Selain itu, tidak dibenarkan juga di dalam UU, anggota DPR meminta untuk dilibatkan dalam kegiatan CSR.
"Tidak ada dasar bagi mereka dalam mengelola CSR yang dilakukan BUMN, anggota DPR tidak berkaitan dengan penyaluran CSR oleh BUMN," ujar Ray.
"Ini permintaan yang sangat tidak etis. Ini akan memperburuk martabat anggota dewan. CSR ini milik rakyat bukan anggota DPR," imbuh dia.
Awal permintaan
RDP antara Komisi VII dengan BUMN tambang pada Selasa lalu sempat berjalan sengit, setelah terjadi ketegangan antara anggota Komisi VII Muhammad Nasir dan Direktur Utama MIND ID Orias Petrus Moedak.
Bahkan, dalam perdebatan yang terjadi, Nasir sempat meminta Orias untuk meninggalkan ruangan, ketika dirinya menjelaskan ihwal GLobal Bond yang digunakan untuk refinancing utang untuk membayar Freeport Indonesia.
Perdebatan itu sempat mereda usai Wakil Ketua Komisi VII Alex Noerdin menengahi dan skors rapat selama 15 menit.
Setelah itu, Alex kembali membuka rapat dan melanjutkan pembahasan terkait realisasi CSR yang dialokasikan perusahaan pelat merah selama Covid-19.
Padahal, sebelumnya holding tambang sedang menjelaskan satu persatu persoalan produksi dan dampak pandemi terhadap penerimaan negara.
Saat pemaparan realisasi CSR PT Bukit Asam dan PT Timah, Alex menyela pembicaraan. Ia mengatakan, pemberian CSR mestinya melibatkan anggota dewan.
"Bapak ingat enggak, siapa yang membantu proyek di Sumatra Selatan tersebut?" tanya Alex.
Direktur Utama PT Bukit Asam, Arviyan Arifin, pun menjawabnya.
"Kalau tidak salah namanya Pak Alex Noerdin pak," kata Arviyan.
"Nah, saya mati-matian waktu itu bantu, masa penyerahan CSR enggak melibatkan kami.
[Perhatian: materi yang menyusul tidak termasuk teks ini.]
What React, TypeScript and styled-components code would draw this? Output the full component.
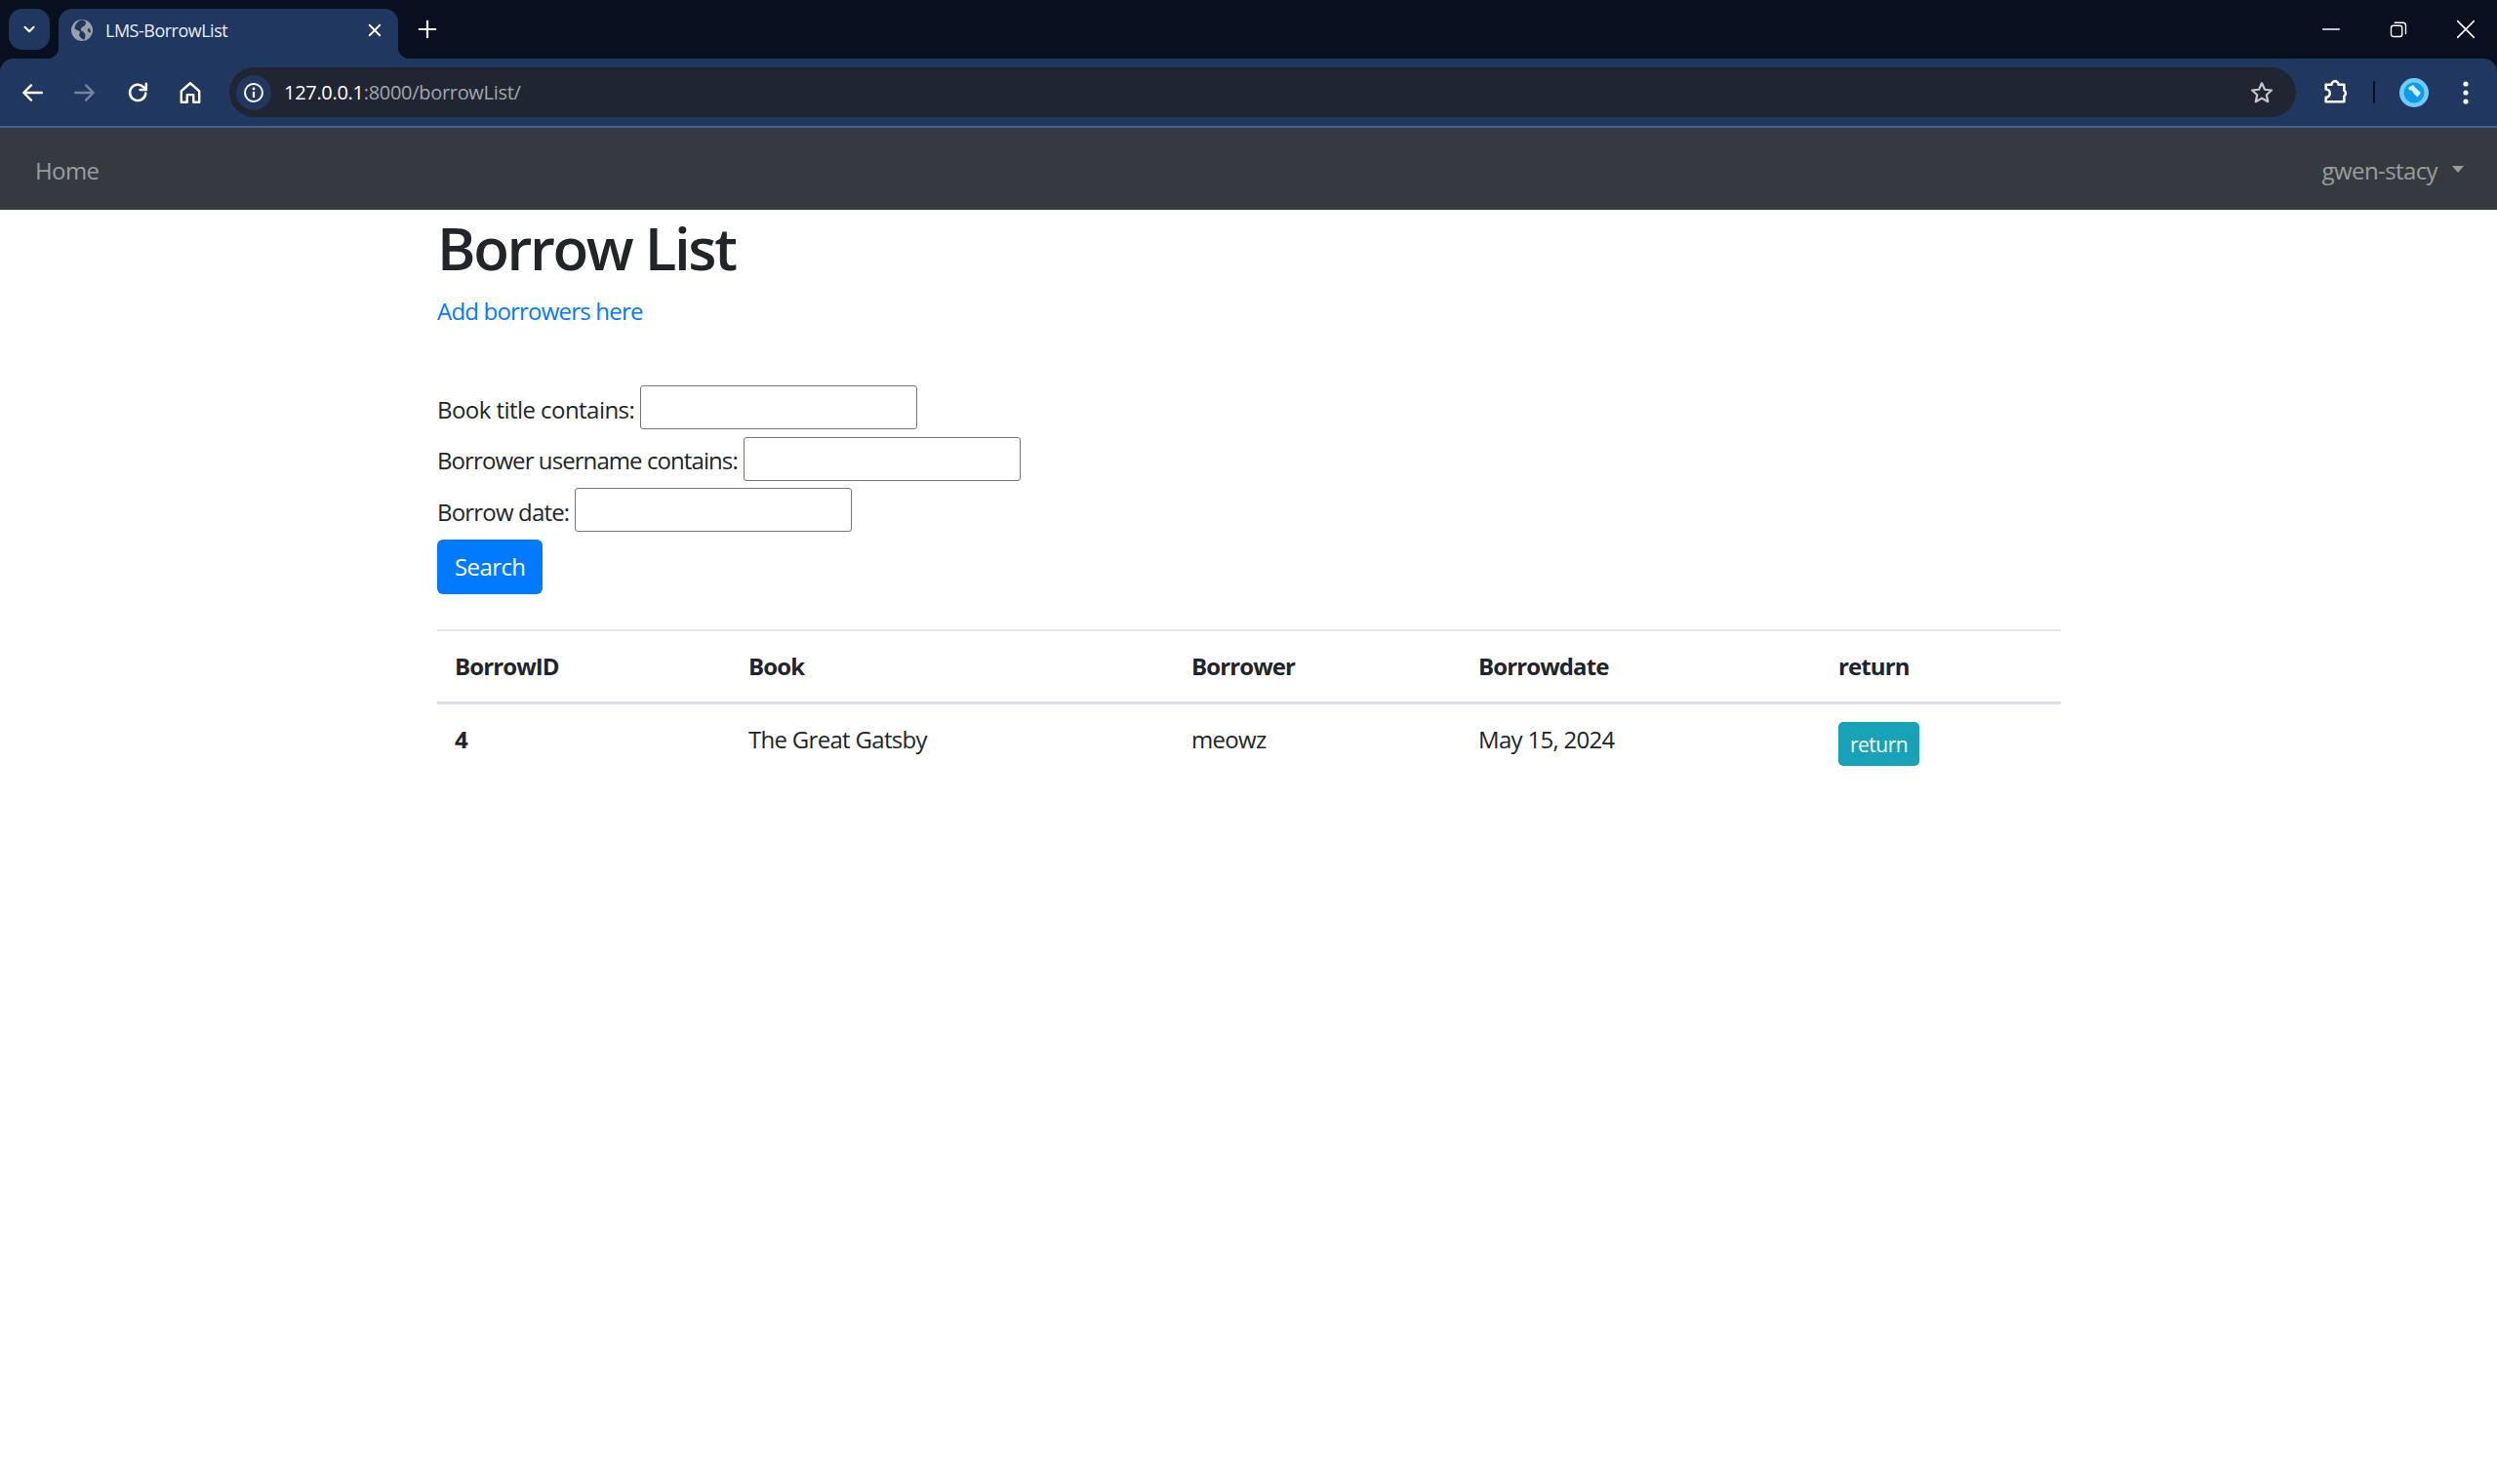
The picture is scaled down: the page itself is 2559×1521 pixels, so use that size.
import React from 'react';
import styled, { createGlobalStyle } from 'styled-components';

const GlobalStyle = createGlobalStyle`
   html, body {
      margin: 0;
      padding: 0;
      background: #fff;
   }

   body {
      font-family: "Open Sans", "Noto Sans", sans-serif;
      font-size: 24px;
      line-height: 36px;
      color: #212529;
   }
`;

const TabStrip = styled.div`
   height: 60px;
   display: flex;
   align-items: flex-start;
   padding: 9px 0 0 9px;
   box-sizing: border-box;
   background: #080f1e;
   color: #fff;
`;

const TabSearchButton = styled.div`
   width: 42px;
   height: 42px;
   display: flex;
   align-items: center;
   justify-content: center;
   background: #20375f;
   border-radius: 14px;
   margin-right: 9px;
`;

const Tab = styled.div`
   width: 348px;
   height: 51px;
   display: flex;
   align-items: center;
   box-sizing: border-box;
   padding: 0 15px 8px 13px;
   background: #20375f;
   border-radius: 14px 14px 0 0;
   position: relative;

   &::before, &::after {
      content: '';
      position: absolute;
      bottom: 0;
      width: 12px;
      height: 12px;
   }

   &::before {
      left: -12px;
      background: radial-gradient(circle at 0 0, transparent 12px, #20375f 12.5px);
   }

   &::after {
      right: -12px;
      background: radial-gradient(circle at 100% 0, transparent 12px, #20375f 12.5px);
   }
`;

const TabTitle = styled.span`
   flex: 1;
   margin-left: 13px;
   font-size: 18px;
   line-height: 22px;
   letter-spacing: -0.5px;
   color: #e8ecf4;
`;

const NewTabButton = styled.div`
   width: 36px;
   height: 42px;
   margin-left: 12px;
   display: flex;
   align-items: center;
   justify-content: center;
`;

const WindowControls = styled.div`
   margin-left: auto;
   display: flex;
   align-items: center;
   height: 42px;
`;

const WindowButton = styled.div`
   width: 69px;
   box-sizing: border-box;
   padding-left: 4px;
   display: flex;
   justify-content: center;
`;

const Toolbar = styled.div`
   height: 71px;
   display: flex;
   align-items: flex-start;
   box-sizing: border-box;
   padding: 9px 5px 0 6px;
   background: #20375f;
   border-bottom: 2px solid #47618f;
   border-radius: 14px 14px 0 0;
`;

const ToolbarShell = styled.div`
   background: #080f1e;
`;

const NavButton = styled.div`
   width: 54px;
   height: 51px;
   flex: none;
   display: flex;
   align-items: center;
   justify-content: center;
`;

const ExtensionButton = styled(NavButton)`
   margin-left: 13px;
`;

const MenuButton = styled(NavButton)`
   margin-left: 11px;
`;

const Omnibox = styled.div`
   flex: 1;
   height: 51px;
   margin-left: 13px;
   display: flex;
   align-items: center;
   box-sizing: border-box;
   padding: 0 22px 0 7px;
   background: #1f2531;
   border-radius: 26px;
`;

const InfoChip = styled.div`
   width: 36px;
   height: 36px;
   display: flex;
   align-items: center;
   justify-content: center;
   background: #20375f;
   border-radius: 50%;
`;

const Url = styled.div`
   flex: 1;
   margin-left: 13px;
   font-size: 20px;
   line-height: 24px;
   letter-spacing: -0.3px;
   color: #a3a7ae;

   b {
      font-weight: 400;
      color: #fff;
   }
`;

const ToolbarEnd = styled.div`
   width: 201px;
   height: 51px;
   flex: none;
   display: flex;
   align-items: center;
`;

const ToolbarDivider = styled.div`
   width: 2px;
   height: 23px;
   flex: none;
   margin: 0 25px 0 12px;
   background: #080f1e;
`;

const AvatarIcon = styled.svg`
   flex: none;
`;

const NavBar = styled.nav`
   height: 84px;
   display: flex;
   align-items: center;
   justify-content: space-between;
   box-sizing: border-box;
   padding: 3px 34px 0 36px;
   background: #343a40;
   color: rgba(255, 255, 255, 0.5);
`;

const NavLink = styled.a`
   display: flex;
   align-items: center;
   letter-spacing: -0.6px;
`;

const Caret = styled.span`
   width: 0;
   height: 0;
   margin: 0 0 2px 15px;
   border-top: 7px solid rgba(255, 255, 255, 0.5);
   border-left: 6.5px solid transparent;
   border-right: 6.5px solid transparent;
`;

const Container = styled.main`
   width: 1665px;
   box-sizing: border-box;
   padding-left: 1px;
   margin: 0 auto;
`;

const Title = styled.h1`
   margin: 0 0 10.5px;
   padding-top: 3px;
   font-size: 60px;
   line-height: 72px;
   font-weight: 600;
   letter-spacing: -2.35px;
`;

const AddLink = styled.a`
   display: block;
   margin-bottom: 58.5px;
   color: #007bff;
   letter-spacing: -0.8px;
`;

const FilterForm = styled.form`
   display: flex;
   flex-direction: column;
   align-items: flex-start;
   gap: 7.5px;
`;

const FilterRow = styled.label<{ $tracking: number }>`
   display: flex;
   align-items: center;
   gap: 6px;
   letter-spacing: ${props => props.$tracking}px;

   span {
      padding-top: 4px;
   }
`;

const FilterInput = styled.input`
   width: 284px;
   height: 45px;
   box-sizing: border-box;
   border: 1.5px solid #767676;
   border-radius: 3px;
   background: #fff;
`;

const SearchButton = styled.button`
   height: 56px;
   margin-top: 0.5px;
   padding: 0 18px;
   border: 0;
   border-radius: 6px;
   background: #007bff;
   color: #fff;
   font: inherit;
   letter-spacing: -0.6px;
`;

const Table = styled.table`
   width: 100%;
   margin-top: 36px;
   border-collapse: collapse;
   table-layout: fixed;
`;

const HeadCell = styled.th`
   padding: 18px;
   border-top: 2px solid #e4e6e9;
   border-bottom: 3px solid #dee2e6;
   text-align: left;
   font-weight: 700;
   letter-spacing: -0.9px;
`;

const Cell = styled.td<{ $strong?: boolean }>`
   padding: 18px;
   vertical-align: top;
   font-weight: ${props => (props.$strong ? 700 : 400)};
   letter-spacing: -0.7px;
`;

const ReturnButton = styled.button`
   display: block;
   height: 45px;
   padding: 0 12px;
   border: 0;
   border-radius: 5px;
   background: #17a2b8;
   color: #fff;
   font-family: inherit;
   font-size: 21px;
   letter-spacing: -0.5px;
`;

const columns = [301, 454, 294, 369, 246];
const headings = ['BorrowID', 'Book', 'Borrower', 'Borrowdate', 'return'];

const Glyph = ({ size = 24, stroke = '#fff', width = 2, children }: { size?: number; stroke?: string; width?: number; children: React.ReactNode }) => (
   <svg width={size} height={size} viewBox="0 0 24 24" fill="none" stroke={stroke} strokeWidth={width} strokeLinecap="round" strokeLinejoin="round">
      {children}
   </svg>
);

const App = () => {
   return (
      <>
         <GlobalStyle />
         <TabStrip>
            <TabSearchButton>
               <Glyph size={18} width={2.8}><path d="M6 9l6 6 6-6" /></Glyph>
            </TabSearchButton>
            <Tab>
               <svg width="22" height="22" viewBox="0 0 22 22">
                  <circle cx="11" cy="11" r="11" fill="#9aa0a8" />
                  <path d="M9 1C5 3 3 7 4 10c2 1 4 1 5 3l-1 3c1 2 3 4 5 5 2-3 2-6 0-8-3-1-4-3-2-5 2-1 4-2 4-6-2-1-4-2-6-1zM19 9c-2 0-3 1-2 3 1 1 2 2 3 1z" fill="#20375f" />
               </svg>
               <TabTitle>LMS-BorrowList</TabTitle>
               <Glyph size={18} width={2.6}><path d="M5 5l14 14M19 5L5 19" /></Glyph>
            </Tab>
            <NewTabButton>
               <Glyph size={22} width={2.4}><path d="M12 3v18M3 12h18" /></Glyph>
            </NewTabButton>
            <WindowControls>
               <WindowButton><Glyph size={20} width={1.8}><path d="M2 12h20" /></Glyph></WindowButton>
               <WindowButton>
                  <Glyph size={18} width={1.8}>
                     <rect x="2" y="7" width="15" height="15" rx="3" />
                     <path d="M7 3h11a4 4 0 0 1 4 4v11" />
                  </Glyph>
               </WindowButton>
               <WindowButton><Glyph size={20} width={1.9}><path d="M2 2l20 20M22 2L2 22" /></Glyph></WindowButton>
            </WindowControls>
         </TabStrip>
         <ToolbarShell>
            <Toolbar>
               <NavButton>
                  <Glyph size={26} width={2.2}><path d="M21 12H4M11 5l-7 7 7 7" /></Glyph>
               </NavButton>
               <NavButton>
                  <Glyph size={26} width={2.2} stroke="#75849f"><path d="M3 12h17M13 5l7 7-7 7" /></Glyph>
               </NavButton>
               <NavButton>
                  <Glyph size={25} width={2.4}>
                     <path d="M19.5 13a7.8 7.8 0 1 1-2.3-6.2L20 9.5" />
                     <path d="M20 3.5v6h-6" />
                  </Glyph>
               </NavButton>
               <NavButton>
                  <Glyph size={26} width={2.2}>
                     <path d="M3.5 10.5L12 3l8.5 7.5V21H15v-7H9v7H3.5z" />
                  </Glyph>
               </NavButton>
               <Omnibox>
                  <InfoChip>
                     <svg width="22" height="22" viewBox="0 0 22 22" fill="none">
                        <circle cx="11" cy="11" r="9" stroke="#fff" strokeWidth="2" />
                        <path d="M11 10v6" stroke="#fff" strokeWidth="2.2" />
                        <circle cx="11" cy="7" r="1.4" fill="#fff" />
                     </svg>
                  </InfoChip>
                  <Url><b>127.0.0.1</b>:8000/borrowList/</Url>
                  <Glyph size={26} stroke="#c4c7cc" width={2}>
                     <path d="M12 3l2.8 6 6.4.7-4.8 4.4 1.4 6.4L12 17.2l-5.8 3.3 1.4-6.4-4.8-4.4L9.2 9z" />
                  </Glyph>
               </Omnibox>
               <ToolbarEnd>
                  <ExtensionButton>
                     <Glyph size={28} width={2.2}>
                        <path d="M4 5h5a3 3 0 0 1 6 0h5v5a3 3 0 0 1 0 5v5H4v-4a3.5 3.5 0 0 0 0-7z" />
                     </Glyph>
                  </ExtensionButton>
                  <ToolbarDivider />
                  <AvatarIcon width="30" height="30" viewBox="0 0 30 30">
                     <circle cx="15" cy="15" r="15" fill="#6dcbff" />
                     <circle cx="15" cy="15" r="10.5" fill="#0f9be6" />
                     <path d="M9 10l5-3 3 3.5 5 4.5-3.5 4.5-4.5-4.5-1-2.5-2.5 0z" fill="#dcefff" />
                  </AvatarIcon>
                  <MenuButton>
                     <svg width="8" height="26" viewBox="0 0 8 26">
                        <circle cx="4" cy="4" r="2.6" fill="#fff" />
                        <circle cx="4" cy="13" r="2.6" fill="#fff" />
                        <circle cx="4" cy="22" r="2.6" fill="#fff" />
                     </svg>
                  </MenuButton>
               </ToolbarEnd>
            </Toolbar>
         </ToolbarShell>
         <NavBar>
            <NavLink>Home</NavLink>
            <NavLink>gwen-stacy<Caret /></NavLink>
         </NavBar>
         <Container>
            <Title>Borrow List</Title>
            <AddLink>Add borrowers here</AddLink>
            <FilterForm>
               <FilterRow $tracking={-0.55}><span>Book title contains:</span><FilterInput type="text" /></FilterRow>
               <FilterRow $tracking={-0.92}><span>Borrower username contains:</span><FilterInput type="text" /></FilterRow>
               <FilterRow $tracking={-0.82}><span>Borrow date:</span><FilterInput type="text" /></FilterRow>
               <SearchButton type="button">Search</SearchButton>
            </FilterForm>
            <Table>
               <colgroup>
                  {columns.map(width => <col key={width} width={width} />)}
               </colgroup>
               <thead>
                  <tr>
                     {headings.map(heading => <HeadCell key={heading}>{heading}</HeadCell>)}
                  </tr>
               </thead>
               <tbody>
                  <tr>
                     <Cell $strong>4</Cell>
                     <Cell>The Great Gatsby</Cell>
                     <Cell>meowz</Cell>
                     <Cell>May 15, 2024</Cell>
                     <Cell><ReturnButton type="button">return</ReturnButton></Cell>
                  </tr>
               </tbody>
            </Table>
         </Container>
      </>
   );
};

export default App;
Paling tidak kami dikasih ruang untuk ikut serta menyerahkan bantuan tersebut ke masyarakat," imbuh Alex.
Tak hanya Alex, Wakil Ketua Komisi VII DPR RI Fraksi Gerindra Ramson Siagian juga angkat bicara saat membahas mengenai CSR.
Ramson mengatakan, ke depan mestinya apabila hendak melakukan kegiatan CSR perlu menyertakan Anggota DPR.
"Ya ke depannya, untuk pembagian CSR yang di luar apa yang sudah dilakukan ini bisa berkoordinasi dengan Sekretariat Komisi VII untuk bisa CSR ini disalurkan ke dapil-dapil anggota komisi VII," ucap Ramson.
Belakangan saat dikonfirmasi, Ramson menyatakan, bahwa permintaan itu barus sebatas usulan.
Ia berharap agar anggota Komisi VII dapat diikutsertakan pada saat prosesi serah terima di daerah pemilihannya.
Sebab, menurut dia, hal itu merupakan bagian dari fungsi pengawasan terhadap kinerja BUMN serta kepedulian terhadap masyarakat di dapil tersebut.
"Artinya bersama-sama saat serah terima ke rakyat, itu saja," kata Ramson kepada Kompas TV pada Rabu, (1/7/2020).